Records with interface code:
========================================================================
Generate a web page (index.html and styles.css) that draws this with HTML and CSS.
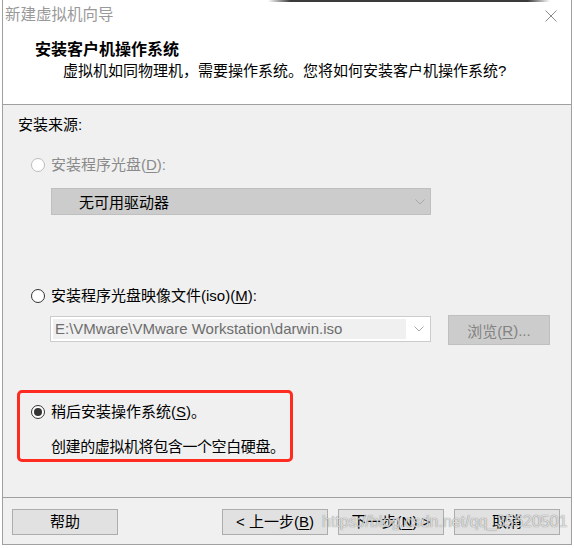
FILE: index.html
```html
<!DOCTYPE html>
<html lang="zh-CN">
<head>
<meta charset="utf-8">
<title>新建虚拟机向导</title>
<link rel="stylesheet" href="styles.css">
</head>
<body>
<div class="window">
  <div class="header">
    <div class="titlebar">
      <span class="title">新建虚拟机向导</span>
      <svg class="close" width="12" height="12" viewBox="0 0 12 12"><path d="M0.5 0.5 L11.5 11.5 M11.5 0.5 L0.5 11.5" stroke="#8a8a8a" stroke-width="1" fill="none"/></svg>
    </div>
    <div class="h-title">安装客户机操作系统</div>
    <div class="h-sub">虚拟机如同物理机，需要操作系统。您将如何安装客户机操作系统?</div>
  </div>
  <div class="content">
    <div class="label">安装来源:</div>
    <div class="radio-row r1 disabled"><span class="radio"></span><span>安装程序光盘(<u>D</u>):</span></div>
    <div class="select">
      <span>无可用驱动器</span>
      <svg class="chev" width="10" height="6" viewBox="0 0 10 6"><path d="M0.5 0.5 L5 5 L9.5 0.5" stroke="#a8a8a8" stroke-width="1" fill="none"/></svg>
    </div>
    <div class="radio-row r2"><span class="radio"></span><span>安装程序光盘映像文件(iso)(<u>M</u>):</span></div>
    <div class="iso-row">
      <div class="combo">
        <div class="field">E:\VMware\VMware Workstation\darwin.iso</div>
        <div class="drop"><svg class="chev" width="10" height="6" viewBox="0 0 10 6"><path d="M0.5 0.5 L5 5 L9.5 0.5" stroke="#a8a8a8" stroke-width="1" fill="none"/></svg></div>
      </div>
      <div class="browse">浏览(<u>R</u>)...</div>
    </div>
    <div class="highlight">
      <div class="radio-row r3"><span class="radio checked"></span><span>稍后安装操作系统(<u>S</u>)。</span></div>
      <div class="note">创建的虚拟机将包含一个空白硬盘。</div>
    </div>
  </div>
  <div class="footer">
    <div class="btn help">帮助</div>
    <div class="btn back">&lt; 上一步(<u>B</u>)</div>
    <div class="btn">下一步(<u>N</u>) &gt;</div>
    <div class="btn">取消</div>
  </div>
</div>
<div class="edge"></div>
<div class="watermark">https://blog.csdn.net/qq_35620501</div>
</body>
</html>
```

FILE: styles.css
```css
html, body {
  margin: 0;
  padding: 0;
  background: #ffffff;
}
body {
  width: 574px;
  height: 548px;
  position: relative;
  overflow: hidden;
  font-family: "Liberation Sans", "Noto Sans CJK SC", sans-serif;
  font-size: 15px;
  color: #000;
}
u {
  text-decoration: underline;
  text-underline-offset: 2px;
}
.window {
  margin-left: 2px;
  width: 570px;
  height: 545px;
  box-sizing: border-box;
  border: 1px solid #a0a0a0;
  border-top: none;
  display: flex;
  flex-direction: column;
}
.header {
  height: 104px;
  flex: none;
  background: #ffffff;
  border-bottom: 1px solid #a0a0a0;
}
.titlebar {
  height: 30px;
  display: flex;
  justify-content: space-between;
  align-items: flex-start;
  padding: 0 14px 0 2px;
}
.title {
  line-height: 30px;
  color: #999999;
  font-size: 15.5px;
}
.close {
  margin-top: 10px;
}
.h-title {
  margin-top: 10px;
  padding-left: 32px;
  line-height: 20px;
  font-size: 16px;
  font-weight: bold;
}
.h-sub {
  margin-top: 1px;
  padding-left: 60px;
  line-height: 20px;
  white-space: nowrap;
}
.content {
  flex: none;
  height: 392px;
  background: #f0f0f0;
  padding-left: 14px;
  box-sizing: border-box;
  display: flex;
  flex-direction: column;
  align-items: flex-start;
}
.label {
  margin-top: 10px;
  padding-left: 1px;
  line-height: 20px;
}
.radio-row {
  display: flex;
  align-items: center;
  height: 20px;
  line-height: 20px;
  white-space: nowrap;
}
.radio {
  width: 14px;
  height: 14px;
  box-sizing: border-box;
  border: 1px solid #333333;
  border-radius: 50%;
  background: #ffffff;
  margin-right: 6px;
  display: flex;
  align-items: center;
  justify-content: center;
  flex: none;
}
.radio.checked::after {
  content: "";
  width: 8px;
  height: 8px;
  border-radius: 50%;
  background: #333333;
}
.disabled {
  color: #8a8a8a;
}
.disabled .radio {
  border-color: #bcbcbc;
}
.r1 {
  margin-top: 20px;
  padding-left: 14px;
}
.select {
  margin: 13px 0 0 34px;
  width: 380px;
  height: 27px;
  box-sizing: border-box;
  background: #cccccc;
  border: 1px solid #bfbfbf;
  display: flex;
  align-items: center;
  justify-content: space-between;
  padding: 0 5px 0 27px;
}
.r2 {
  margin-top: 71px;
  padding-left: 14px;
}
.iso-row {
  margin-top: 9px;
  display: flex;
  align-items: flex-start;
}
.combo {
  margin: 1px 0 0 33px;
  width: 381px;
  height: 26px;
  box-sizing: border-box;
  border: 1px solid #cccccc;
  background: #ffffff;
  padding: 2px 0 2px 2px;
  display: flex;
}
.field {
  flex: 1;
  background: #f0f0f0;
  color: #6d6d6d;
  padding-left: 2px;
  line-height: 20px;
  white-space: nowrap;
  overflow: hidden;
}
.drop {
  width: 24px;
  display: flex;
  align-items: center;
  justify-content: flex-start;
  padding-left: 8px;
  box-sizing: border-box;
}
.browse {
  margin-left: 17px;
  width: 102px;
  height: 30px;
  box-sizing: border-box;
  background: #cccccc;
  border: 1px solid #bfbfbf;
  color: #838383;
  display: flex;
  align-items: center;
  justify-content: center;
}
.highlight {
  margin-top: 45px;
  width: 276px;
  height: 72px;
  box-sizing: border-box;
  border: 3px solid #ff2a20;
  border-radius: 5px;
  padding-left: 11px;
}
.r3 {
  margin-top: 9px;
}
.note {
  margin-top: 15px;
  padding-left: 20px;
  line-height: 20px;
  white-space: nowrap;
  letter-spacing: -0.4px;
}
.footer {
  border-top: 1px solid #a0a0a0;
  background: #f0f0f0;
  flex: 1;
  display: flex;
  align-items: flex-start;
  gap: 10px;
  padding: 11px 11px 0 9px;
}
.btn {
  width: 106px;
  height: 26px;
  box-sizing: border-box;
  background: #e1e1e1;
  border: 1px solid #adadad;
  display: flex;
  align-items: center;
  justify-content: center;
  line-height: 20px;
  white-space: nowrap;
}
.back {
  margin-left: auto;
}
.edge {
  position: absolute;
  left: 268px;
  top: 0;
  width: 282px;
  height: 2px;
  background: linear-gradient(to right, rgba(40,40,40,0), #3a3a3a 8%, #3a3a3a 92%, rgba(40,40,40,0));
}
.watermark {
  position: absolute;
  left: 322px;
  top: 512px;
  line-height: 20px;
  font-size: 16px;
  font-family: "Liberation Sans", sans-serif;
  color: rgba(255, 255, 255, 0.75);
  text-shadow: 0 0 1px rgba(0, 0, 0, 0.6);
  white-space: nowrap;
}
```
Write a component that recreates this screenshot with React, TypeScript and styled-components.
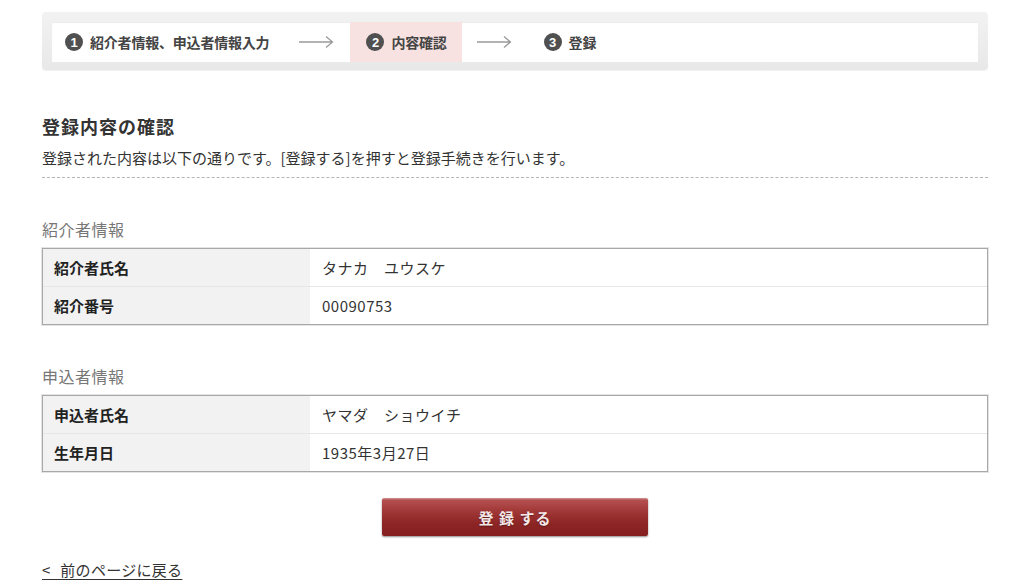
========================================================================
▶ [Work required]: Within the material above, find the lines that contain the word "styles"; copy them.

▶ [Task response]:
Generate a web page (index.html and styles.css) that draws this with HTML and CSS.
<link rel="stylesheet" href="styles.css">
FILE: styles.css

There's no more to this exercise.